Hoje, Salvucci ainda acompanha o dia a dia do Culto à Ciência como um colaborador voluntário da direção e se nega a desvalorizar o ensino atual da escola quando comparado ao do passado. Pelo contrário.
“Muitos ex-alunos mais antigos têm a ideia de que a educação da época deles é que era boa e hoje é muito ruim. Eu não concordo, falando especificamente do Culto à Ciência. Acompanhei recentemente o trabalho de alguns professores que supervisionaram projetos de alunos premiados em feiras de ciências nacionais e em Abu Dhabi. Vi a dedicação e entusiasmo desses professores e a boa energia que havia no grupo. Pensando em qualidade de ensino, o fato de alunos terem sido premiados em feiras internacionais de ciências não é um índice de qualidade? Claro que é. O clima que vejo na escola, toda vez que vou lá, é muito bom. Quem passa na porta das classes vê grupos interessados nas aulas.”
O Culto à Ciência atualmente é uma escola de ensino médio integral com 560 alunos divididos em 14 turmas.
Diretor da instituição desde 2018, Glauber Maldonado Ferreira, de 41 anos, diz que o desafio é incentivar os estudantes ao protagonismo. “Valorizamos os projetos que a escola realiza em torno da arte e da ciência no sentido de preparar os alunos para a vida”, diz.
A estudante Alanis, que está no terceiro ano, diz que a adaptação às transformações de modelo de educação no ensino médio é um dos desafios, mas vê o Culto à Ciência integrado às novas exigências. “Os professores estão dispostos a nos ajudar e a construir bons trabalhos.

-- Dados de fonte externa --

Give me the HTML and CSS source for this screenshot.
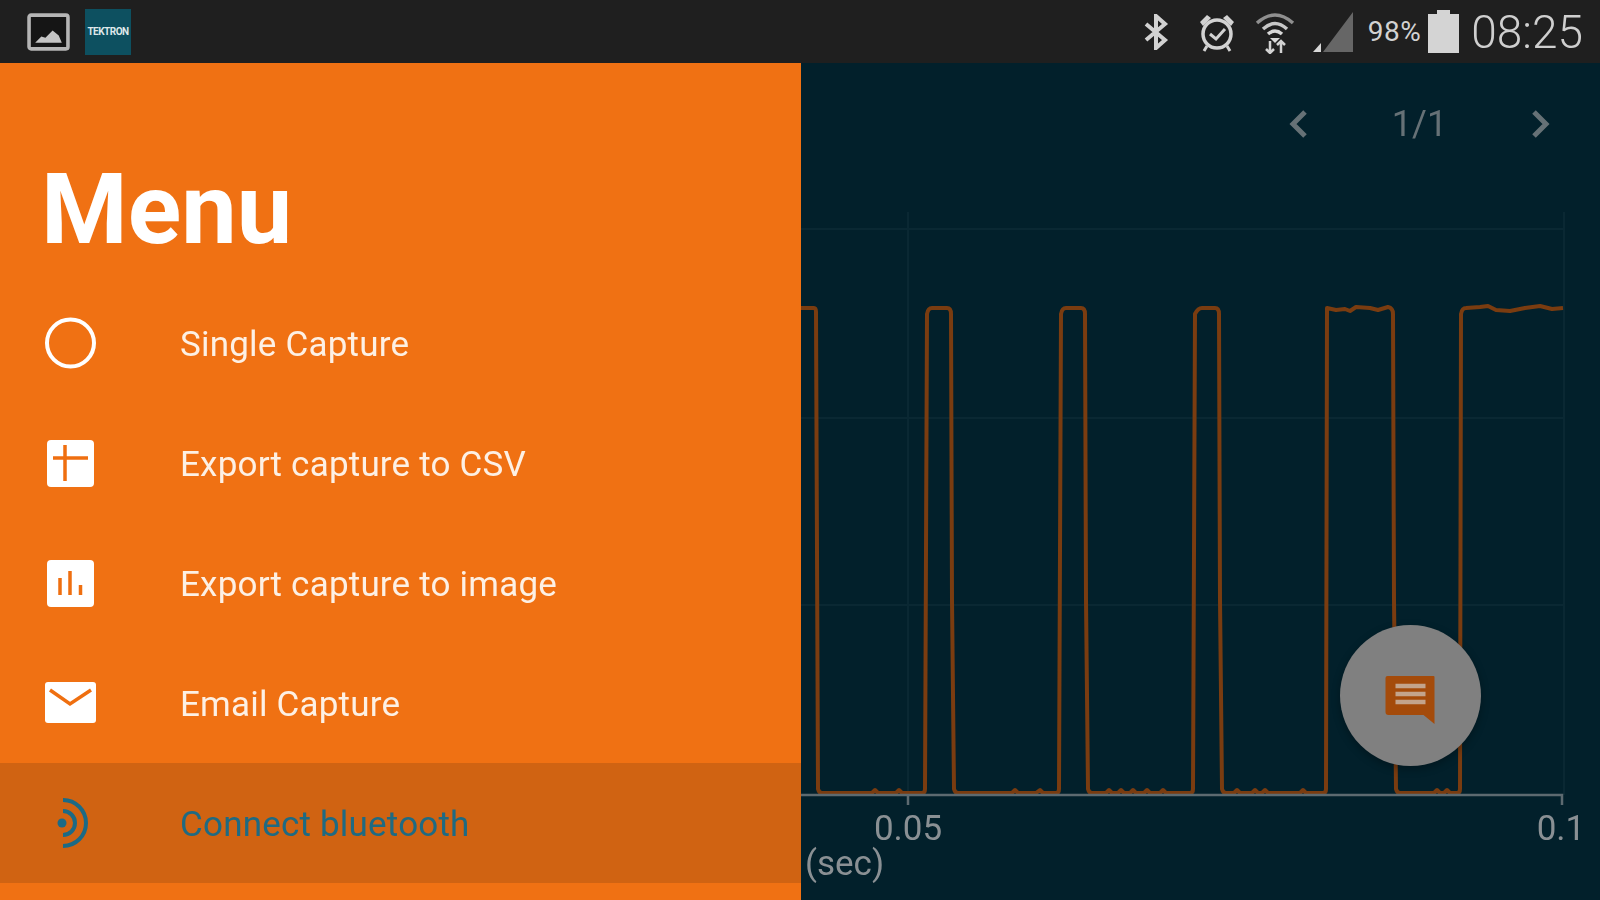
FILE: index.html
```html
<!DOCTYPE html>
<html lang="en">
<head>
    <meta charset="UTF-8">
    <meta name="viewport" content="width=device-width, initial-scale=1.0">
    <title>Capture Menu</title>
    <link rel="stylesheet" href="styles.css">
</head>
<body>
    <div id="status-bar">
        <div class="status-left">
            <svg class="icon-image" viewBox="0 0 42 37">
                <rect x="2" y="2" width="38" height="33" rx="2" fill="#151515" stroke="#b5b5b5" stroke-width="3.5"/>
                <path d="M8 29 L14 23 L18 24 L25 17 L31 22 L34 29 Z" fill="#c4c4c4"/>
            </svg>
            <div class="app-badge">TEKTRON</div>
        </div>
        <div class="status-right">
            <svg class="icon-bt" viewBox="0 0 26 36">
                <path d="M3 10 L22 26 L13 34 L13 2 L22 10 L3 26" fill="none" stroke="#d2d2d2" stroke-width="4"/>
            </svg>
            <svg class="icon-alarm" viewBox="0 0 38 40">
                <circle cx="19" cy="22" r="14" fill="none" stroke="#d2d2d2" stroke-width="3.5"/>
                <path d="M12 22 L18 27 L27 17" fill="none" stroke="#d2d2d2" stroke-width="3"/>
                <path d="M2 10 L9 3 L13 6 L5 14 Z M36 10 L29 3 L25 6 L33 14 Z" fill="#d2d2d2"/>
                <path d="M9 34 L6 39 M29 34 L32 39" stroke="#d2d2d2" stroke-width="3"/>
            </svg>
            <svg class="icon-wifi" viewBox="0 0 40 44">
                <path d="M2 13 Q20 -3 38 13" fill="none" stroke="#8f8f8f" stroke-width="3.5"/>
                <path d="M8 19 Q20 8 32 19" fill="none" stroke="#c8c8c8" stroke-width="3.5"/>
                <path d="M13 24 Q20 18 27 24" fill="none" stroke="#d8d8d8" stroke-width="3.5"/>
                <path d="M15 28 L25 28 L20 33 Z" fill="#d8d8d8"/>
                <path d="M15 31 V43 M11 39 L15 43 L19 39 M26 43 V31 M22 35 L26 31 L30 35" fill="none" stroke="#d2d2d2" stroke-width="2.5"/>
            </svg>
            <svg class="icon-signal" viewBox="0 0 40 40">
                <path d="M10 40 L40 0 V40 Z" fill="#666"/>
                <path d="M0 40 L8 31 V40 Z" fill="#d8d8d8"/>
            </svg>
            <span class="battery-text">98%</span>
            <svg class="icon-battery" viewBox="0 0 31 43">
                <path d="M9 0 H22 V4 H31 V43 H0 V4 H9 Z" fill="#d4d4d4"/>
            </svg>
            <span class="clock">08:25</span>
        </div>
    </div>

    <div id="main">
        <div id="drawer">
            <div class="drawer-title">Menu</div>
            <div class="menu-list">
                <div class="menu-item">
                    <svg class="menu-icon" viewBox="0 0 56 56">
                        <circle cx="28.5" cy="28" r="23.5" fill="none" stroke="#fff" stroke-width="4"/>
                    </svg>
                    <span class="menu-label">Single Capture</span>
                </div>
                <div class="menu-item">
                    <svg class="menu-icon" viewBox="0 0 56 56">
                        <rect x="5" y="5" width="47" height="47" rx="4" fill="#fff"/>
                        <path d="M23 10 V46 M11 23 H46" stroke="#ef6f10" stroke-width="3.5"/>
                    </svg>
                    <span class="menu-label">Export capture to CSV</span>
                </div>
                <div class="menu-item">
                    <svg class="menu-icon" viewBox="0 0 56 56">
                        <rect x="5" y="5" width="47" height="47" rx="4" fill="#fff"/>
                        <path d="M18 23 V40 M28 16 V40 M38.500 30 V40" stroke="#ef6f10" stroke-width="3.5"/>
                    </svg>
                    <span class="menu-label">Export capture to image</span>
                </div>
                <div class="menu-item">
                    <svg class="menu-icon" viewBox="0 0 56 56">
                        <rect x="3" y="7" width="51" height="41" rx="3" fill="#fff"/>
                        <path d="M8 15 L28 29 L49 15" fill="none" stroke="#ef6f10" stroke-width="3.5"/>
                    </svg>
                    <span class="menu-label">Email Capture</span>
                </div>
                <div class="menu-item selected">
                    <svg class="menu-icon" viewBox="0 0 56 56">
                        <circle cx="20" cy="28" r="4.500" fill="#1c6a85"/>
                        <path d="M21 16 A12 12 0 0 1 21 40 M21 5 A23 23 0 0 1 21 51" fill="none" stroke="#1c6a85" stroke-width="4"/>
                    </svg>
                    <span class="menu-label">Connect bluetooth</span>
                </div>
            </div>
        </div>

        <div id="chart">
            <svg class="chart-canvas" viewBox="801 63 799 837">
                <!-- grid -->
                <path d="M801 229 H1563 M801 418 H1563 M801 605 H1563 M908 212 V795 M1564 212 V795" fill="none" stroke="#0a2833" stroke-width="2"/>
                <!-- waveform -->
                <path class="trace" d="M801 308 H814 Q816 308 816 312 L818 789 Q819 793 822 793 H872 L875 790 L878 793 H896 L899 790 L902 793 H922 Q925 793 925 789 L927 314 Q928 308 932 308 H947 Q951 308 951 314 L952 600 L954 789 Q955 793 958 793 H1012 L1015 790 L1018 793 H1036 L1040 790 L1043 793 H1056 Q1059 793 1059 789 L1061 314 Q1062 308 1066 308 H1081 Q1085 308 1085 314 L1086 600 L1088 789 Q1089 793 1092 793 H1106 L1109 790 L1112 793 H1118 L1121 790 L1124 793 H1130 L1133 790 L1136 793 H1144 L1147 790 L1150 793 H1160 L1163 790 L1166 793 H1190 Q1193 793 1193 789 L1195 314 Q1198 308 1202 308 H1215 Q1219 308 1219 314 L1220 600 L1222 789 Q1223 793 1226 793 H1234 L1237 790 L1240 793 H1252 L1255 790 L1258 793 H1262 L1265 790 L1268 793 H1300 L1303 790 L1306 793 H1323 Q1326 793 1326 789 L1327 308 L1336 310 L1345 309 L1350 311 L1356 307 L1370 308 L1378 310 L1388 307 Q1393 308 1393 314 L1394 600 L1396 789 Q1397 793 1400 793 H1434 L1437 790 L1440 793 H1444 L1447 790 L1450 793 H1457 Q1460 793 1460 789 L1461 314 Q1462 308 1466 308 L1480 307 L1488 306 L1496 310 L1510 311 L1525 308 L1540 306 L1552 309 L1563 308" fill="none" stroke="#7a3c10" stroke-width="4"/>
                <!-- axis -->
                <path d="M801 795 H1562 V805 M908 795 V805" fill="none" stroke="#5d6a70" stroke-width="2.500"/>
                <text class="axis-label" x="908" y="840" text-anchor="middle">0.05</text>
                <text class="axis-label" x="1561" y="840" text-anchor="middle">0.1</text>
                <text class="axis-label" x="805" y="875">(sec)</text>
            </svg>

            <div class="pager">
                <svg class="pager-arrow" viewBox="0 0 22 32">
                    <path d="M18 4 L6 16 L18 28" fill="none" stroke="#667176" stroke-width="5"/>
                </svg>
                <span class="pager-count">1/1</span>
                <svg class="pager-arrow" viewBox="0 0 22 32">
                    <path d="M4 4 L16 16 L4 28" fill="none" stroke="#667176" stroke-width="5"/>
                </svg>
            </div>

            <div class="fab">
                <svg class="fab-icon" viewBox="0 0 50 49">
                    <path d="M2 1 H48 Q49 1 49 2 V49 L38 40 H3 Q0 40 0 37 V3 Q0 1 2 1 Z" fill="#a44b0b"/>
                    <path d="M10 11 H40 M10 19 H40 M10 27 H40" stroke="#c3a48c" stroke-width="4.500"/>
                </svg>
            </div>
        </div>
    </div>
</body>
</html>
```

FILE: styles.css
```css
body {
    display: flex;
    flex-direction: column;
    height: 100vh;
    margin: 0;
    overflow: hidden;
    background-color: #02202b;
    font-family: Roboto, "Liberation Sans", sans-serif;
    filter: blur(0.6px); /* the source capture is a soft upscale */
}

#status-bar {
    display: flex;
    justify-content: space-between;
    align-items: center;
    flex: none;
    height: 63px;
    padding: 0 17px 0 27px;
    box-sizing: border-box;
    background-color: #1f1f1f;
}
.status-left {
    display: flex;
    align-items: center;
}
.status-right {
    display: flex;
    align-items: center;
}
.icon-image {
    width: 43px;
    height: 38px;
}
.app-badge {
    display: flex;
    justify-content: center;
    align-items: center;
    width: 46px;
    height: 46px;
    margin-left: 15px;
    overflow: hidden;
    background-color: #0d5060;
    color: #dfe8ea;
    font-size: 10px;
    font-weight: bold;
    letter-spacing: -0.5px;
}
.icon-bt {
    width: 26px;
    height: 36px;
}
.icon-alarm {
    width: 38px;
    height: 40px;
    margin-left: 29px;
}
.icon-wifi {
    width: 40px;
    height: 44px;
    margin-left: 19px;
}
.icon-signal {
    width: 40px;
    height: 40px;
    margin-left: 18px;
}
.battery-text {
    margin-left: 15px;
    color: #d2d2d2;
    font-size: 28px;
    letter-spacing: 0.5px;
}
.icon-battery {
    width: 31px;
    height: 43px;
    margin-left: 7px;
}
.clock {
    margin-left: 12px;
    color: #cfcfcf;
    font-size: 46px;
    font-weight: 300;
}

#main {
    display: flex;
    flex: 1;
    min-height: 0;
}

#drawer {
    flex: none;
    width: 801px;
    background-color: #f07113;
    color: #fdf0e4;
}
.drawer-title {
    display: flex;
    align-items: center;
    height: 220px;
    padding-left: 41px;
    padding-top: 72px;
    box-sizing: border-box;
    color: #fff;
    font-size: 99px;
    font-weight: 700;
}
.menu-item {
    display: flex;
    align-items: center;
    height: 120px;
    padding-left: 42px;
}
.menu-item.selected {
    background-color: #d06312;
    color: #1f6a82;
}
.menu-icon {
    flex: none;
    width: 56px;
    height: 56px;
}
.menu-label {
    margin-left: 82px;
    margin-top: 3px;
    font-size: 35px;
    letter-spacing: 0.2px;
}

#chart {
    position: relative;
    flex: 1;
}
.chart-canvas {
    display: block;
    width: 100%;
    height: 100%;
}
.trace {
    stroke-linejoin: round;
}
.axis-label {
    fill: #8a9094;
    font-size: 35px;
}
.pager {
    position: absolute;
    top: 40px;
    left: 486px;
    display: flex;
    justify-content: space-between;
    align-items: center;
    width: 265px;
}
.pager-arrow {
    width: 22px;
    height: 32px;
}
.pager-count {
    color: #667176;
    font-size: 36px;
}
.fab {
    position: absolute;
    top: 562px;
    left: 539px;
    display: flex;
    justify-content: center;
    align-items: center;
    width: 141px;
    height: 141px;
    border-radius: 50%;
    background-color: #808080;
    box-shadow: 0 3px 8px rgba(0, 0, 0, 0.3);
}
.fab-icon {
    width: 51px;
    height: 49px;
    margin-top: 8px;
}
```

Está dando certo.”
Depois de uma semana marcada por eventos na escola, o dia desta quinta-feira será dedicado a exposições, apresentações e inauguração de placa comemorativa a partir das 17h.
E as celebrações projetam também sonhos, como o de Alanis, que quer ser cineasta. A aluna que celebra o fato de estudar na mesma escola por onde passou Santos Dumont, quem sabe também um dia não possa ser fonte de inspiração de futuros aprendizes? Se depender da tradição, Alanis está no lugar certo.